In the end, we just bought a whole damn honeydew. The melon's for the green layer, after all. Plus, everyone's expectations for honeydew are already so low that seasonality seems like a tertiary concern.
Honeydew Melon: "You've Never Eaten a Ripe One."
Step 2. COMPLETE THE FIRST TRIAL.
Forgive them, Father Christmas. They know not what they do. |
The Wily Wylies start out sensible enough: make lime Jell-O! We weren't sure The Harbinger had the requisite Christmasisity, so we procured a special Nordic Ware CHRISTMAS BUNDT PAN just for the occasion.
Nordic Ware®: "We'd Really Prefer You Used This for Cakes."
The mulp is back, baby. |
While that lime Jell-O firms in the fridge, Marjorie instructs you to "fold" a half-cup of coarsely chopped Christmas Melon into some softened cream cheese.

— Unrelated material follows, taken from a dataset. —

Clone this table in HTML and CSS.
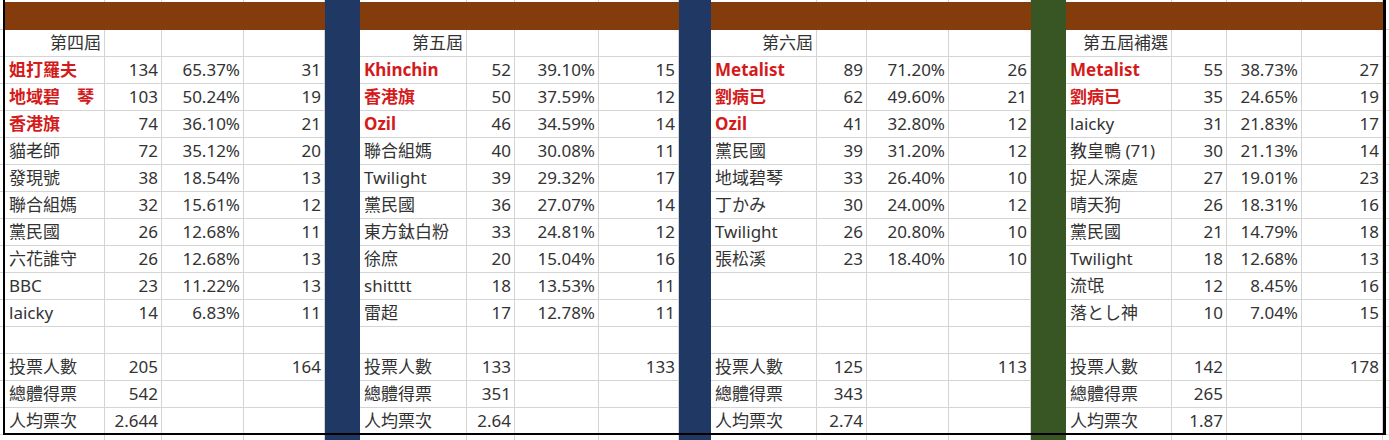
FILE: index.html
```html
<!DOCTYPE html>
<html lang="zh-Hant">
<head>
<meta charset="utf-8">
<title>選舉結果</title>
<link rel="stylesheet" href="styles.css">
</head>
<body>
<main class="wrap">
  <div class="sheet">
    <!-- row 1: top stub -->
    <span class="t s"></span><span class="t"></span><span class="t"></span><span class="t"></span><span class="t"></span>
    <span class="t"></span><span class="t"></span><span class="t"></span><span class="t"></span>
    <span class="t"></span><span class="t"></span><span class="t"></span><span class="t"></span>
    <span class="t"></span><span class="t"></span><span class="t"></span><span class="t"></span>
    <span class="t s"></span>
    <!-- row 2: brown bar row stubs -->
    <span class="s"></span><span class="s"></span>
    <!-- row 3: headers -->
    <span class="s"></span>
    <span>第四屆</span><span></span><span></span><span></span>
    <span>第五屆</span><span></span><span></span><span></span>
    <span>第六屆</span><span></span><span></span><span></span>
    <span>第五屆補選</span><span></span><span></span><span></span>
    <span class="s"></span>
    <!-- data 1 -->
    <span class="s"></span>
    <span class="n w">姐打羅夫</span><span>134</span><span>65.37%</span><span>31</span>
    <span class="n w">Khinchin</span><span>52</span><span>39.10%</span><span>15</span>
    <span class="n w">Metalist</span><span>89</span><span>71.20%</span><span>26</span>
    <span class="n w">Metalist</span><span>55</span><span>38.73%</span><span>27</span>
    <span class="s"></span>
    <!-- data 2 -->
    <span class="s"></span>
    <span class="n w">地域碧　琴</span><span>103</span><span>50.24%</span><span>19</span>
    <span class="n w">香港旗</span><span>50</span><span>37.59%</span><span>12</span>
    <span class="n w">劉病已</span><span>62</span><span>49.60%</span><span>21</span>
    <span class="n w">劉病已</span><span>35</span><span>24.65%</span><span>19</span>
    <span class="s"></span>
    <!-- data 3 -->
    <span class="s"></span>
    <span class="n w">香港旗</span><span>74</span><span>36.10%</span><span>21</span>
    <span class="n w">Ozil</span><span>46</span><span>34.59%</span><span>14</span>
    <span class="n w">Ozil</span><span>41</span><span>32.80%</span><span>12</span>
    <span class="n">laicky</span><span>31</span><span>21.83%</span><span>17</span>
    <span class="s"></span>
    <!-- data 4 -->
    <span class="s"></span>
    <span class="n">貓老師</span><span>72</span><span>35.12%</span><span>20</span>
    <span class="n">聯合組媽</span><span>40</span><span>30.08%</span><span>11</span>
    <span class="n">黨民國</span><span>39</span><span>31.20%</span><span>12</span>
    <span class="n">教皇鴨 (71)</span><span>30</span><span>21.13%</span><span>14</span>
    <span class="s"></span>
    <!-- data 5 -->
    <span class="s"></span>
    <span class="n">發現號</span><span>38</span><span>18.54%</span><span>13</span>
    <span class="n">Twilight</span><span>39</span><span>29.32%</span><span>17</span>
    <span class="n">地域碧琴</span><span>33</span><span>26.40%</span><span>10</span>
    <span class="n">捉人深處</span><span>27</span><span>19.01%</span><span>23</span>
    <span class="s"></span>
    <!-- data 6 -->
    <span class="s"></span>
    <span class="n">聯合組媽</span><span>32</span><span>15.61%</span><span>12</span>
    <span class="n">黨民國</span><span>36</span><span>27.07%</span><span>14</span>
    <span class="n">丁かみ</span><span>30</span><span>24.00%</span><span>12</span>
    <span class="n">晴天狗</span><span>26</span><span>18.31%</span><span>16</span>
    <span class="s"></span>
    <!-- data 7 -->
    <span class="s"></span>
    <span class="n">黨民國</span><span>26</span><span>12.68%</span><span>11</span>
    <span class="n">東方鈦白粉</span><span>33</span><span>24.81%</span><span>12</span>
    <span class="n">Twilight</span><span>26</span><span>20.80%</span><span>10</span>
    <span class="n">黨民國</span><span>21</span><span>14.79%</span><span>18</span>
    <span class="s"></span>
    <!-- data 8 -->
    <span class="s"></span>
    <span class="n">六花誰守</span><span>26</span><span>12.68%</span><span>13</span>
    <span class="n">徐庶</span><span>20</span><span>15.04%</span><span>16</span>
    <span class="n">張松溪</span><span>23</span><span>18.40%</span><span>10</span>
    <span class="n">Twilight</span><span>18</span><span>12.68%</span><span>13</span>
    <span class="s"></span>
    <!-- data 9 -->
    <span class="s"></span>
    <span class="n">BBC</span><span>23</span><span>11.22%</span><span>13</span>
    <span class="n">shitttt</span><span>18</span><span>13.53%</span><span>11</span>
    <span class="n"></span><span></span><span></span><span></span>
    <span class="n">流氓</span><span>12</span><span>8.45%</span><span>16</span>
    <span class="s"></span>
    <!-- data 10 -->
    <span class="s"></span>
    <span class="n">laicky</span><span>14</span><span>6.83%</span><span>11</span>
    <span class="n">雷超</span><span>17</span><span>12.78%</span><span>11</span>
    <span class="n"></span><span></span><span></span><span></span>
    <span class="n">落とし神</span><span>10</span><span>7.04%</span><span>15</span>
    <span class="s"></span>
    <!-- empty row -->
    <span class="s"></span>
    <span></span><span></span><span></span><span></span>
    <span></span><span></span><span></span><span></span>
    <span></span><span></span><span></span><span></span>
    <span></span><span></span><span></span><span></span>
    <span class="s"></span>
    <!-- voters -->
    <span class="s"></span>
    <span class="n">投票人數</span><span>205</span><span></span><span>164</span>
    <span class="n">投票人數</span><span>133</span><span></span><span>133</span>
    <span class="n">投票人數</span><span>125</span><span></span><span>113</span>
    <span class="n">投票人數</span><span>142</span><span></span><span>178</span>
    <span class="s"></span>
    <!-- total votes -->
    <span class="s"></span>
    <span class="n">總體得票</span><span>542</span><span></span><span></span>
    <span class="n">總體得票</span><span>351</span><span></span><span></span>
    <span class="n">總體得票</span><span>343</span><span></span><span></span>
    <span class="n">總體得票</span><span>265</span><span></span><span></span>
    <span class="s"></span>
    <!-- average -->
    <span class="s"></span>
    <span class="n">人均票次</span><span>2.644</span><span></span><span></span>
    <span class="n">人均票次</span><span>2.64</span><span></span><span></span>
    <span class="n">人均票次</span><span>2.74</span><span></span><span></span>
    <span class="n">人均票次</span><span>1.87</span><span></span><span></span>
    <span class="s"></span>
    <!-- bottom stub -->
    <span class="b s"></span><span class="b"></span><span class="b"></span><span class="b"></span><span class="b"></span>
    <span class="b"></span><span class="b"></span><span class="b"></span><span class="b"></span>
    <span class="b"></span><span class="b"></span><span class="b"></span><span class="b"></span>
    <span class="b"></span><span class="b"></span><span class="b"></span><span class="b"></span>
    <span class="b s"></span>

    <div class="bar"></div>
    <div class="sep blue col6"></div>
    <div class="sep blue col11"></div>
    <div class="sep green col16"></div>
  </div>
  <div class="frame"></div>
</main>
</body>
</html>
```
FILE: styles.css
```css
html, body {
  margin: 0;
  padding: 0;
  background: #ffffff;
}

body {
  width: 1389px;
  height: 440px;
  overflow: hidden;
  font-family: "Noto Sans", "Noto Sans CJK TC", sans-serif;
  font-size: 17px;
  color: #333333;
}

.wrap {
  display: grid;
}

.sheet {
  grid-area: 1 / 1;
  display: grid;
  grid-template-columns:
    5px 100px 57px 82px 81px
    35px 107px 48px 84px 80px
    32px 106px 50px 82px 82px
    35px 106px 55px 75px 81px 6px;
  grid-template-rows: 2px 28px 27px repeat(14, 27px) 5px;
}

.sheet > span {
  box-sizing: border-box;
  border-right: 1px solid #d4d4d4;
  border-bottom: 1px solid #d4d4d4;
  padding: 0 3px 0 4px;
  line-height: 26px;
  text-align: right;
  white-space: nowrap;
  overflow: hidden;
}

.sheet > span.n {
  text-align: left;
}

.sheet > span.w {
  color: #d41b1b;
  font-weight: 700;
}

.sheet > span.t,
.sheet > span.b {
  border-bottom: 0;
}

.sheet > span.s {
  border-right: 0;
}

.bar {
  grid-row: 2;
  grid-column: 2 / 21;
  background: #843c0c;
}

.sep {
  grid-row: 1 / -1;
}

.col6 { grid-column: 6; }
.col11 { grid-column: 11; }
.col16 { grid-column: 16; }

.blue { background: #1f3864; }
.green { background: #375623; }

.frame {
  grid-area: 1 / 1;
  align-self: start;
  box-sizing: border-box;
  height: 435px;
  margin: 0 3px;
  border-style: solid;
  border-color: #000000;
  border-width: 0 3px 2px 2px;
}
```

Then she tells you to shape that melon paste into teaspoon-sized balls.
...and drop those balls on a cookie sheet covered in chopped nuts.
...and roll those sticky McMulp Nuggets around like an overcaffeinated Bingo caller.
The verbs here are confusing—"roll," "shape." This process was less like coating a cheese ball and more like dropping a half-melted ice cream cone scoop-first onto some sand, picking it back up, and proclaiming it solid food.
Look, we did the best we could. But when Marge instructed us to "carefully place balls in gelatin, positioning evenly," well...
Beginning to get a bad feeling about this. |
Step 3. HAVE A CLOGGY, NOGGY CHRISTMAS
Same, pineapple. Same. |
Things really go off the rails in Layer Two. Margie-Pang asks you to drain a can of crushed pineapple, pour a packet of unflavored gelatin into the syrup, and then add the dessicated pineapple back in along with a cup and a half of egg nog.
As we whisked, we heard the faint, drunken strains of Bing Crosby crooning Mele Kalikimaka into an active volcano.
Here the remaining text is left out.